La "política familiar" del catolicismo constituye, como se ha comentado con frecuencia, un riesgo para la población de muchos países: por un lado, su rechazo a los preservativos resulta inasumible en regiones, como el centro y el sur de África, donde las formas de transmisión del VIH son tan diversas que ni siquiera una sexualidad "idealmente cristiana" (completa y exclusivamente monógama) basta para prevenir muchos contagios entre cónyuges; por otro lado, el rechazo de los anticonceptivos y la defensa de una sexualidad encaminada a la reproducción supone un lastre continuo para grandes sectores de población con escasos ingresos (en especial en aquellos países donde los servicios estatales de asistencia apenas existen).
Estos argumentos serían, de por sí, pertinentes para considerar la política sexual del catolicismo como un error de consecuencias sociales y geopolíticas. Ahora bien, no son pocos quienes, desde ciertos sectores tradicionalistas, defienden una especie de familiarismo de élite: aquellos que tengan rentas más altas deberán contribuir a "la causa" católica teniendo el mayor número posible de hijos. Su axioma -adoptado también por otras familias pudientes, aunque no siempre religiosas- es claro: "puedo tenerlos porque puedo mantenerlos". Es en ese punto donde se revela claramente el carácter insolidario de este catolicismo institucional: pueden mantenerlos, pero ¿puede mantenerlos la sociedad?
Como han indicado numerosos estudios -conviene acercarse al libro de Carlos Taibo En defensa del decrecimiento-, nuestro ritmo de consumo ya es inviable en la actualidad, pero aumenta su capacidad destructiva si se tienen en cuenta las previsiones poblacionales. Según estimaciones de la ONU, la población mundial en 2050 rondará los 9.700 millones de personas; teniendo en cuenta, por ejemplo, que, para su alimentación (en un país rico), una persona requiere, de media, dos hectáreas de tierra, esta población mundial necesitaría 18.400 hectáreas - aunque nuestro planeta sólo dispone de 13.000.
Bastan esos cálculos para comprender qué trasfondo posee esa moral natalicia del catolicismo (y de casi toda la sociedad capitalista): si los puedo mantener (yo) no importa que (otros) no puedan mantenerse; si los puedo mantener (yo, ahora) no importa que (otros, en el futuro) no puedan mantenerse.

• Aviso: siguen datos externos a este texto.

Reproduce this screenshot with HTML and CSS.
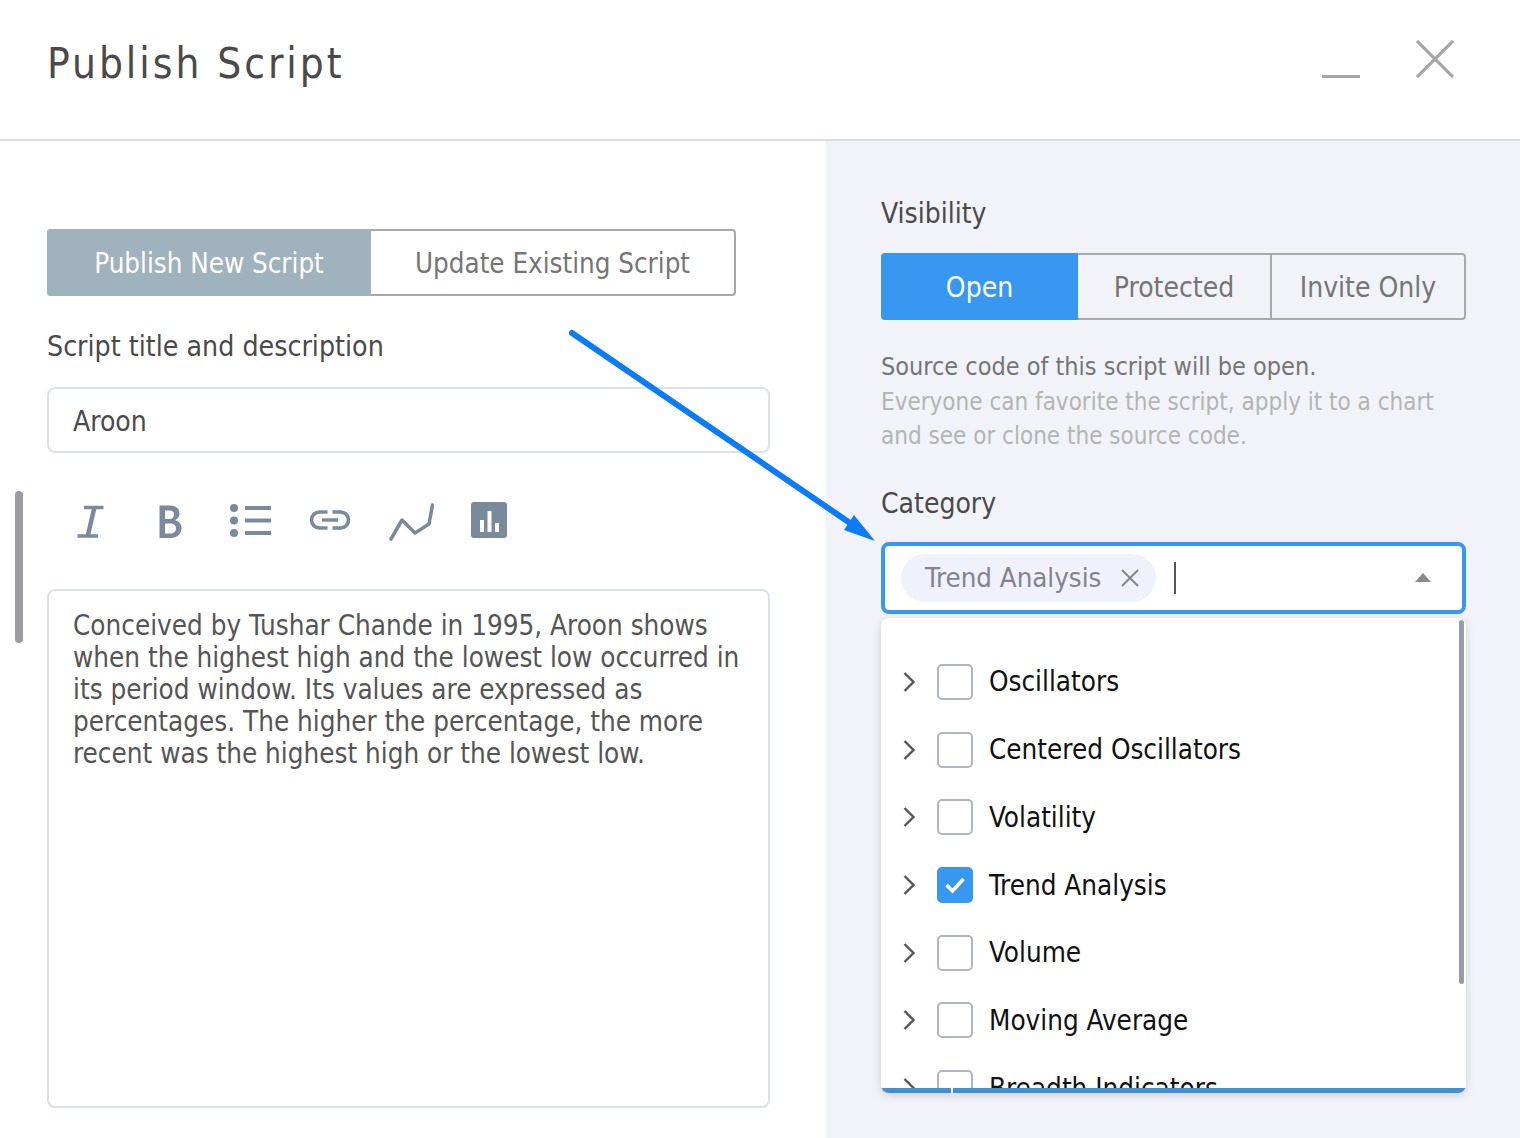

Por lo tanto, lo que debería esperarse de gobiernos responsables en este momento no es tan sólo una incitación al decrecimiento en el consumo, sino también una mejor conciencia del riesgo que conlleva la natalidad. Sin embargo, la mentalidad católica encuentra en esta defensa de lo inviable un apoyo inesperado: el concepto occidental de Estado-nación, para el cual, como señaló Agamben, los nacimientos constituyen un patrimonio; desde este planteamiento, en suma, el nacimiento es una seguridad, porque cualquier descenso exigiría la inmigración de individuos y, en consecuencia, la posibilidad de poblaciones más diversas étnica y lingüísticamente.